Sesuai dengan kemajuan dalam ilmu palaeoantropologi, pada masa ini mulai dilakukan pertanggalan radiometrik. Penelitian interdisipliner sebagai pendekatan dalam penelitian manusia purba di Indonesia mulai dilakukan sehingga berbagai aspek kehidupan hominidae dapat dideskripsikan, meskipun memerlukan waktu yang panjang. Untuk pertama kali dalam tahapan ini tenaga-tenaga peneliti Indonesia mulai bekerja.

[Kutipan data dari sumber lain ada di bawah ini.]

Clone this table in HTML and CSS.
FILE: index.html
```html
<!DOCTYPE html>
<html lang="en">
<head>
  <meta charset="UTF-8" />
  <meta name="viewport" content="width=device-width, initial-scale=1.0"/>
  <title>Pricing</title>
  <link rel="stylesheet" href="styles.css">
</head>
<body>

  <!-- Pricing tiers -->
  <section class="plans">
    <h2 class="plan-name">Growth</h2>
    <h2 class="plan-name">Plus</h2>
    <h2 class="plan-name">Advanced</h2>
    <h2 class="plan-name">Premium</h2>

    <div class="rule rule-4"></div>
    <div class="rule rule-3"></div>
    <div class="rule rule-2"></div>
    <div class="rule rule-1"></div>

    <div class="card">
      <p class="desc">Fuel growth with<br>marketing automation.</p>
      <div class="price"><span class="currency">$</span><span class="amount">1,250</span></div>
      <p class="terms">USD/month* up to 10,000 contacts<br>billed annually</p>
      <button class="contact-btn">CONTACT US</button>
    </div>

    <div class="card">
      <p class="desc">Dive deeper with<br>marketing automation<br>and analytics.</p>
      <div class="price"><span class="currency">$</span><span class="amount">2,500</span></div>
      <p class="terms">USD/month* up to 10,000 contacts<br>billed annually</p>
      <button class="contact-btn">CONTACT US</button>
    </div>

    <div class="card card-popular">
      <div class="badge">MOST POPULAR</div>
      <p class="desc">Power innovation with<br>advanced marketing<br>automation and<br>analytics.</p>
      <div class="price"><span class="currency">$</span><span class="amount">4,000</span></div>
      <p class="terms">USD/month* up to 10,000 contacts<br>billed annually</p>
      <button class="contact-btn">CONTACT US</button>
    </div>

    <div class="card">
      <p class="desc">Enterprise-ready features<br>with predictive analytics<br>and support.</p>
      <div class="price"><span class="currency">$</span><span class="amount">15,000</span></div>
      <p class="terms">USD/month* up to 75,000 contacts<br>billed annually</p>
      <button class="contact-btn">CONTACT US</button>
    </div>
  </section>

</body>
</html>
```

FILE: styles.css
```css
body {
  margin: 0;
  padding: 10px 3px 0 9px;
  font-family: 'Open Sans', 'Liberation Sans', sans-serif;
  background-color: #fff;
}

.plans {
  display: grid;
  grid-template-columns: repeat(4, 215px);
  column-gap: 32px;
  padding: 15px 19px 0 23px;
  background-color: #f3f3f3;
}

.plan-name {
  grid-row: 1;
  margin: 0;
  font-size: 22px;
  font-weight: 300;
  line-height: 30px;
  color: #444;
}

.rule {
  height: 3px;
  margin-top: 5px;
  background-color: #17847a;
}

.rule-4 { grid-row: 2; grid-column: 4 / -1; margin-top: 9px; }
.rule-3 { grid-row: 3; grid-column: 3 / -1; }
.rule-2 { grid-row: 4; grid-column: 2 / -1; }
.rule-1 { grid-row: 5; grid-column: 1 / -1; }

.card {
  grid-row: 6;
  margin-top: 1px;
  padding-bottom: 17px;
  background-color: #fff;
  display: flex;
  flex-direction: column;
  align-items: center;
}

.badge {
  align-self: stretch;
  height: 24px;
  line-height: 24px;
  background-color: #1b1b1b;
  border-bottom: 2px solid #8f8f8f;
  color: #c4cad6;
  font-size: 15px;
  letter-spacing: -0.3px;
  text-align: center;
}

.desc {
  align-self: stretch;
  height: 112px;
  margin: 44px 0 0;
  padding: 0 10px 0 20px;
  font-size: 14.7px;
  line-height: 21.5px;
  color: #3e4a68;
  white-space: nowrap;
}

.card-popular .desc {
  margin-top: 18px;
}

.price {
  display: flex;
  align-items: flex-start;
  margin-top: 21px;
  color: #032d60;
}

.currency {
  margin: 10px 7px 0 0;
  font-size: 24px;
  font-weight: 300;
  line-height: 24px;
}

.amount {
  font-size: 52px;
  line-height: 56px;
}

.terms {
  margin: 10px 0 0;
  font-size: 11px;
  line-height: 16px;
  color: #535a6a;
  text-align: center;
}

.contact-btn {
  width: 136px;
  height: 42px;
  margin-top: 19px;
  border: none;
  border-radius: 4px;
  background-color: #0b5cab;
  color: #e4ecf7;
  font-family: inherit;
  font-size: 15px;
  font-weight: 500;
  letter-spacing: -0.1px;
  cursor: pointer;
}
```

Diharapkan publikasi-publikasi yang akan datang akan membantu di dalam memahami tubuh manusia purba secara keseluruhan, sikap tubuh, beserta fungsinya, cara hidup dan lingkungannya, alat-alat budaya dan perilaku sosialnya, masa hidup dan distribusinya, serta evolusi dan hubungannya dengan manusia purba di tempat-tempat lain di Kepulauan Nusantara, Asia dan dunia. Karena situs Plestosen tidak banyak terdapat di dunia, sumbangan Indonesia dalam usaha besar memahami evolusi makhluk hidup tidaklah dapat diabaikan.
Daftar Bacaan
- Poesponegoro, Marwati Djoened & Nugroho Notosusanto (ed.). 2011. Sejarah Nasional Indonesia I: Zaman Prasejarah di Indonesia. Jakarta: Balai Pustaka.